Volgens de katholieke leer mag een priester homoseksueel zijn, maar het celibaat dicteert dat hij die geaardheid net zomin als een heteroseksueel in praktijk mag brengen. De 69-jarige Dominicaan Theo Koster van het Werkverband Katholieke Homo-Pastores is „als homo het klooster ingegaan en tot priester gewijd. Ik ben er van meet af aan open over geweest”, zegt hij. „Daar was geen enkel bezwaar tegen.”
Hij denkt dat homoseksualiteit bij priesters vaker voorkomt dan gemiddeld. „Het priesterschap bood dan de mogelijkheid om een fatsoenlijk leven te leiden in de ogen van de mensen om je heen en ook in de eigen ogen.”
Maar dat de helft van de priesters homoseksueel zou zijn, wat Martel beweert, gelooft hij niet, zeker niet in Nederland. Daar ontstond in de jaren zeventig grote openheid over seks en seksuele geaardheid. Even leek de Katholieke Kerk daarin mee te gaan, maar zij zette niet door. In een brief aan de paus uit zijn Werkverband zorgen over de neiging om openlijk homoseksuele priesters in verband te brengen met seksueel misbruik. Komende week is er in Rome een top over seksueel misbruik van minderjarigen in de kerk. „Priesterkandidaten en priesters die voor zichzelf en anderen hun seksualiteit ontkennen, miskennen, verdringen, kunnen zich in verband met geloof en kerk wél problematisch manifesteren”, waarschuwt de brief, met „allerlei vormen van scheefgroei, misbruik en slechte omgang met anderen en met zichzelf” als gevolg.
Van Geest denkt niet dat het in Nederland zo ver gaat als in Rome, waar hij vijf jaar woonde. Hij herkent de „vlijmscherpe” observaties van Martel. „Er was een dynamiek bij sommige clericale recepties waar ik als hetero voelde dat ik er niet echt thuishoorde. Er zullen ook gesloten groepen zijn geweest, waar van alles gebeurde, drugs, drank, geen vrouwen maar mannen. Dat ligt in de verborgenheid.”

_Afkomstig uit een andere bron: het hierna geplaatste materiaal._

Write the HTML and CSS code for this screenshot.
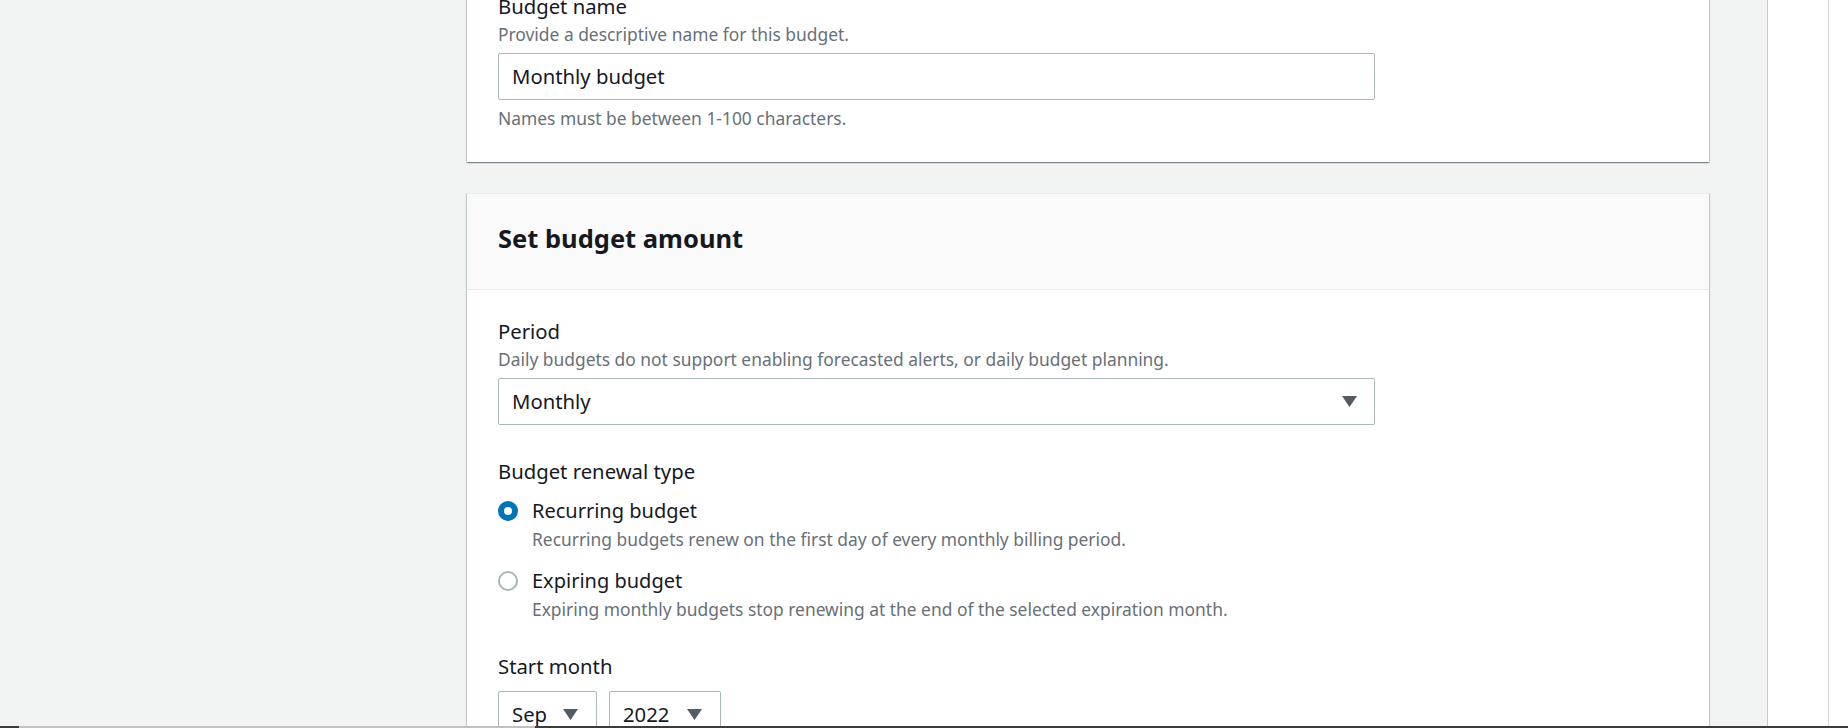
FILE: index.html
```html
<!DOCTYPE html>
<html lang="en">
<head>
<meta charset="utf-8">
<title>Create budget</title>
<link rel="stylesheet" href="styles.css">
</head>
<body>
<div class="page">
  <main class="main">
    <div class="column">
      <section class="card">
        <div class="card-body first">
          <div class="field">
            <div class="label">Budget name</div>
            <div class="desc">Provide a descriptive name for this budget.</div>
            <div class="control">
              <div class="input">Monthly budget</div>
            </div>
            <div class="constraint">Names must be between 1-100 characters.</div>
          </div>
        </div>
      </section>

      <section class="card">
        <header class="card-header">
          <h2>Set budget amount</h2>
        </header>
        <div class="card-body">
          <div class="field">
            <div class="label">Period</div>
            <div class="desc">Daily budgets do not support enabling forecasted alerts, or daily budget planning.</div>
            <div class="control">
              <div class="input select">
                <span>Monthly</span>
                <svg class="caret" viewBox="0 0 15 11" width="15" height="11"><path d="M0 0H15L7.5 11Z"/></svg>
              </div>
            </div>
          </div>

          <div class="field spaced">
            <div class="label">Budget renewal type</div>
            <div class="radios">
              <div class="radio-row">
                <span class="radio checked"></span>
                <div class="radio-text">
                  <div class="radio-label">Recurring budget</div>
                  <div class="desc">Recurring budgets renew on the first day of every monthly billing period.</div>
                </div>
              </div>
              <div class="radio-row">
                <span class="radio"></span>
                <div class="radio-text">
                  <div class="radio-label">Expiring budget</div>
                  <div class="desc">Expiring monthly budgets stop renewing at the end of the selected expiration month.</div>
                </div>
              </div>
            </div>
          </div>

          <div class="field spaced-lg">
            <div class="label">Start month</div>
            <div class="control inline">
              <div class="input select small month">
                <span>Sep</span>
                <svg class="caret" viewBox="0 0 15 11" width="15" height="11"><path d="M0 0H15L7.5 11Z"/></svg>
              </div>
              <div class="input select small year">
                <span>2022</span>
                <svg class="caret" viewBox="0 0 15 11" width="15" height="11"><path d="M0 0H15L7.5 11Z"/></svg>
              </div>
            </div>
          </div>
        </div>
      </section>
    </div>
  </main>
  <aside class="rail"></aside>
  <aside class="rail-edge"></aside>
</div>
<div class="hbar"><span class="hbar-start"></span><span class="hbar-thumb"></span></div>
</body>
</html>
```

FILE: styles.css
```css
* { box-sizing: border-box; }

html, body {
  margin: 0;
  padding: 0;
  height: 100%;
  overflow: hidden;
}

body {
  display: flex;
  flex-direction: column;
  font-family: "Noto Sans", "Open Sans", "Liberation Sans", sans-serif;
  color: #16191f;
  background: #f2f3f3;
}

.page {
  flex: 1;
  display: flex;
  min-height: 0;
  overflow: hidden;
}

.main {
  width: 1767px;
  flex: none;
  background: #f2f3f3;
  padding-left: 467px;
  padding-right: 58px;
  overflow: hidden;
}

.column {
  margin-top: -35px;
  display: flex;
  flex-direction: column;
  gap: 31px;
}

.card {
  background: #ffffff;
  box-shadow: 0 1px 1px 0 rgba(0, 28, 36, 0.3),
              1px 1px 1px 0 rgba(0, 28, 36, 0.15),
              -1px 1px 1px 0 rgba(0, 28, 36, 0.15);
  border-top: 1px solid #eaeded;
}

.card-header {
  background: #fafafa;
  border-bottom: 1px solid #eaeded;
  padding: 28px 31px 34px;
}

.card-header h2 {
  margin: 0;
  font-size: 25.5px;
  line-height: 33px;
  font-weight: 700;
  color: #16191f;
}

.card-body {
  padding: 26px 31px 31px;
}

.card-body.first {
  padding-top: 25px;
  padding-bottom: 32px;
}

.field.spaced { margin-top: 31px; }
.field.spaced-lg { margin-top: 30px; }

.label {
  font-size: 20.3px;
  line-height: 30px;
  color: #16191f;
}

.desc {
  font-size: 17.4px;
  line-height: 24px;
  color: #687078;
  margin-top: 1px;
}

.constraint {
  font-size: 17.4px;
  line-height: 24px;
  color: #687078;
  margin-top: 6px;
}

.control {
  margin-top: 7px;
}

.control.inline {
  margin-top: 10px;
  display: flex;
  gap: 12px;
}

.input {
  width: 877px;
  height: 47px;
  border: 1px solid #aab7b8;
  border-radius: 2px;
  background: #fff;
  padding: 0 17px 0 13px;
  font-size: 20.3px;
  line-height: 45px;
  color: #16191f;
  display: flex;
  align-items: center;
}

.select {
  justify-content: space-between;
}

.caret {
  fill: #545b64;
  flex: none;
}

.select.small {
  justify-content: flex-start;
  gap: 16px;
}

.select.month { width: 99px; }
.select.year { width: 112px; gap: 18px; }

.radios {
  margin-top: 10px;
  display: flex;
  flex-direction: column;
  gap: 15px;
}

.radio-row {
  display: flex;
  align-items: flex-start;
  gap: 14px;
}

.radio {
  flex: none;
  width: 20px;
  height: 20px;
  margin-top: 5px;
  border-radius: 50%;
  border: 2px solid #aab7b8;
  background: #fff;
}

.radio.checked {
  border: 6px solid #0073bb;
}

.radio-label {
  font-size: 20px;
  line-height: 30px;
  color: #16191f;
}

.rail {
  width: 61px;
  flex: none;
  background: #fff;
  border-left: 1px solid #c6cbcd;
}

.rail-edge {
  flex: 1;
  background: #fff;
  border-left: 1px solid #d5dbdb;
}

.hbar {
  height: 2px;
  flex: none;
  display: flex;
  background: #3c3c3c;
}

.hbar-start {
  width: 19px;
  background: #3c3c3c;
}

.hbar-thumb {
  width: 516px;
  background: #c1c1c1;
}
```
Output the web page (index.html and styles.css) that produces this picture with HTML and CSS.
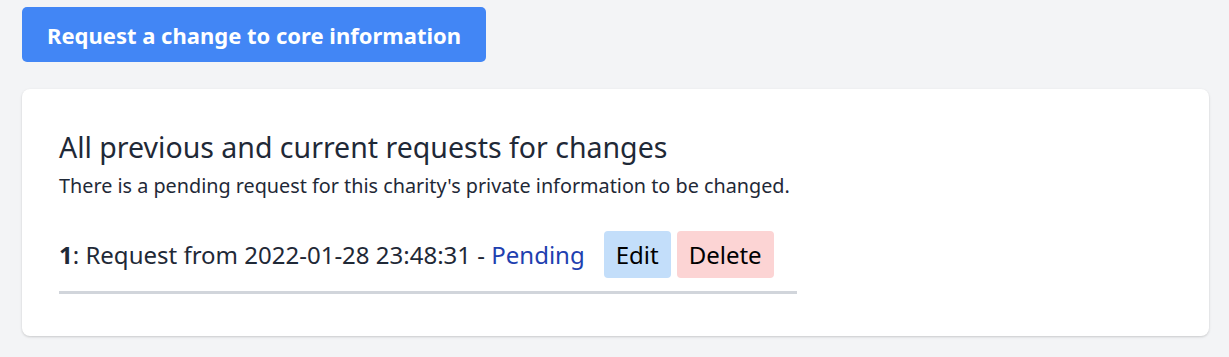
FILE: index.html
```html
<!DOCTYPE html>
<html lang="en">
<head>
<meta charset="utf-8">
<title>Core information</title>
<link rel="stylesheet" href="styles.css">
</head>
<body>
    <div class="page">
        <button class="request_btn" type="button">Request a change to core information</button>

        <div class="card">
            <h2 class="card_title">All previous and current requests for changes</h2>
            <p class="card_note">There is a pending request for this charity's private information to be changed.</p>

            <div class="request_row">
                <span class="request_text"><b>1</b>: Request from 2022-01-28 23:48:31 - <span class="status">Pending</span></span>
                <button class="small_btn edit_btn" type="button">Edit</button>
                <button class="small_btn delete_btn" type="button">Delete</button>
            </div>
        </div>
    </div>
</body>
</html>
```

FILE: styles.css
```css
body {
    margin: 0;
    background-color: #f3f4f6;
    font-family: "Noto Sans", sans-serif;
    color: #1f2937;
}

.page {
    padding: 7px 20px 21px 22px;
}

.request_btn {
    display: block;
    font-family: inherit;
    font-size: 22px;
    font-weight: bold;
    color: white;
    background-color: #4286f5;
    border: none;
    border-radius: 5px;
    height: 55px;
    padding: 0 25px;
}

.card {
    margin-top: 27px;
    background-color: white;
    border-radius: 8px;
    box-shadow: 0 1px 3px rgba(0, 0, 0, 0.12), 0 1px 2px rgba(0, 0, 0, 0.06);
    padding: 38px 37px 42px 37px;
}

.card_title {
    margin: 0;
    font-size: 28.5px;
    font-weight: normal;
    line-height: 40px;
}

.card_note {
    margin: 5px 0 0 0;
    font-size: 19.8px;
    line-height: 28px;
}

.request_row {
    display: flex;
    align-items: center;
    width: 738px;
    margin-top: 31px;
    padding-bottom: 13px;
    border-bottom: 3px solid #d1d5db;
    font-size: 24px;
}

.status {
    color: #1e40af;
}

.request_text {
    margin-right: 19px;
}

.small_btn {
    font-family: inherit;
    font-size: 24px;
    color: black;
    border: none;
    border-radius: 4px;
    height: 47px;
    padding: 0 12px;
    margin-right: 6px;
}

.edit_btn {
    background-color: #c3defa;
}

.delete_btn {
    background-color: #fcd4d4;
}
```
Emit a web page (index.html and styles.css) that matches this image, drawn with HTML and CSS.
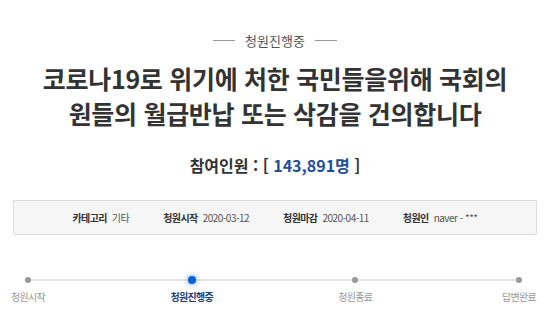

Maar Roma è lontana, Rome is ver, luidt het gezegde. Buiten Rome gaat het anders toe dan in het Vaticaan. In de Nederlandse kerk zijn er nauwelijks gelovigen en priesters over. Alleen al in het bisdom Rotterdam zijn er 76 priesters, tegenover 1.000 in Van Geests geboortejaar 1964. „De kerk is in Nederland een marginaal verschijnsel geworden”, zegt hij.